Mewakili Rektor UNG, Wakil Rektor II Bidang Keuangan dan Umum, Dr. Mohamad Hidayat Koniyo, S.T., M.Kom., menyambut baik kerja sama ini. Ia menekankan pentingnya pendekatan follow the asset dan follow the money yang bukan sekadar penindakan, tapi juga bagian dari upaya memulihkan kerugian negara. “Topik ini sangat relevan dengan tantangan penegakan hukum modern. Harapannya, forum ini jadi ruang diskusi yang konstruktif, mempertemukan akademisi dan aparat penegak hukum untuk mencari solusi konkret,” jelasnya.

Sejumlah narasumber tampil memberikan pandangan. Dr. Yapi, S.H., M.H. (Ketua Pengadilan Tinggi Gorontalo) menjelaskan posisi DPA dalam hukum Indonesia yang bisa jadi instrumen baru bagi perkara korporasi, sementara Prof. Dr. Fence M. Wantu, S.H., M.Hum. (Guru Besar FH UNG) menekankan perubahan paradigma hukum pidana dari pola balas dendam menuju pemulihan dan rehabilitasi.

 

Dari sisi kejaksaan, Wakajati Gorontalo, Edi Handoyo, S.H., M.H., menyinggung kasus suap Rolls-Royce di Garuda Indonesia. Menurutnya, di luar negeri mekanisme DPA bisa menghasilkan pengembalian uang ratusan juta dolar ke kas negara, sedangkan di Indonesia kasus serupa hanya berakhir dengan pidana badan tanpa pemulihan kerugian. “Ini menunjukkan perlunya Indonesia segera menerapkan DPA yang jelas, transparan, dan berpihak pada kepentingan negara,” tegasnya.
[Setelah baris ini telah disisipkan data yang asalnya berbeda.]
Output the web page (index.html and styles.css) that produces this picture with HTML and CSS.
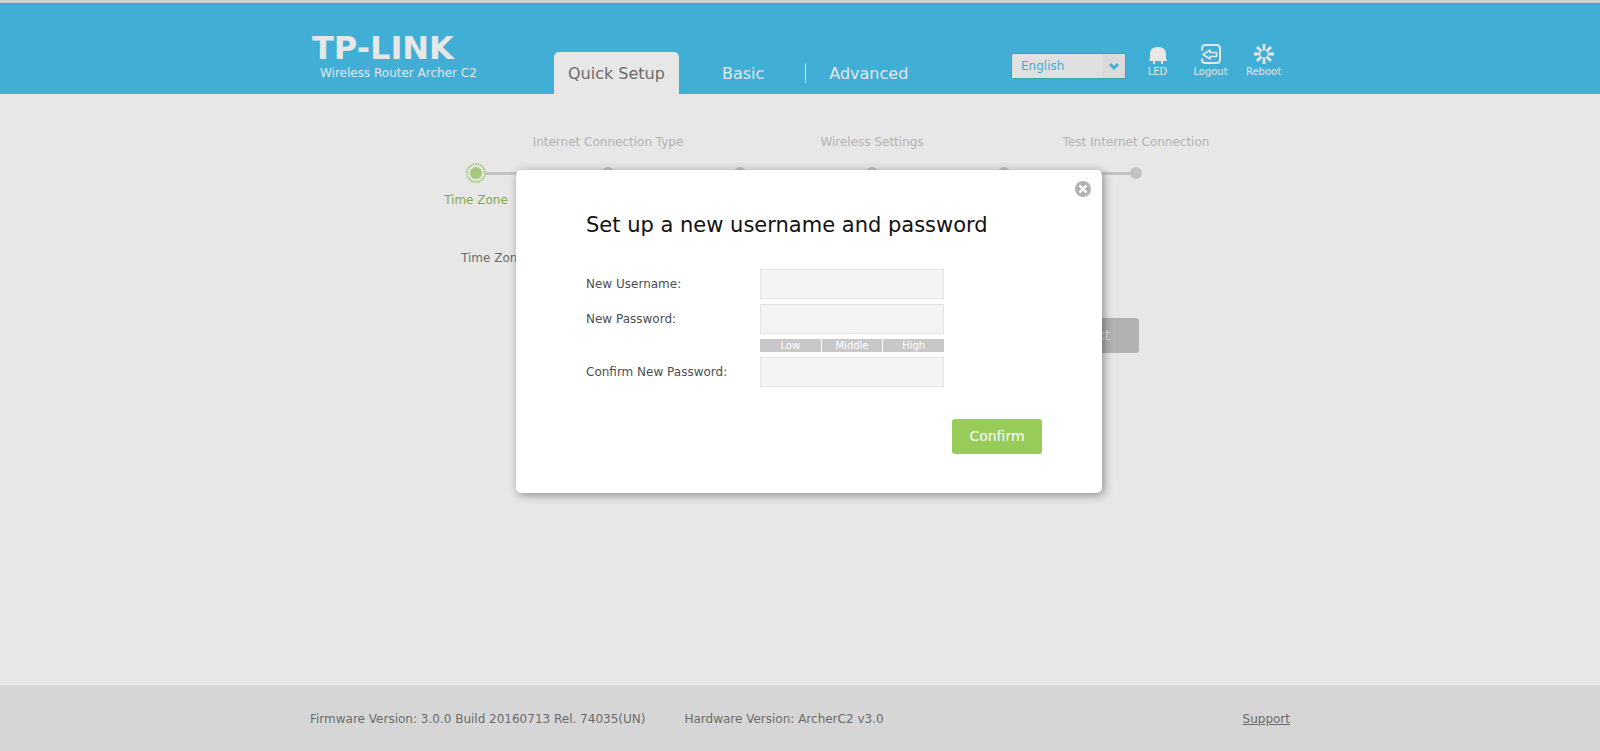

Diskusi berjalan dinamis. Moderator Ahmad, S.H., M.H. (Dosen FH UNG) menutup seminar dengan menyimpulkan bahwa DPA punya potensi besar diterapkan di Indonesia, tapi kuncinya ada pada kepastian hukum, kesiapan aparat, serta pengawasan yang ketat agar tidak disalahgunakan.

Dari forum ini, lahir sejumlah rekomendasi utama penerapan DPA di Indonesia, antara lain perlunya aturan teknis yang jelas, orientasi pada pemulihan kerugian negara, transparansi dan pengawasan ketat, penguatan kapasitas SDM penegak hukum, serta penerapan prinsip fundamental DPA: kerja sama, kepatuhan, dan kompensasi.

Seminar ini sekaligus menegaskan peran UNG, khususnya Fakultas Hukum, sebagai mitra strategis aparat penegak hukum. Tak hanya menghadirkan kajian akademis, tapi juga ikut menawarkan solusi bagi persoalan hukum aktual yang dihadapi bangsa.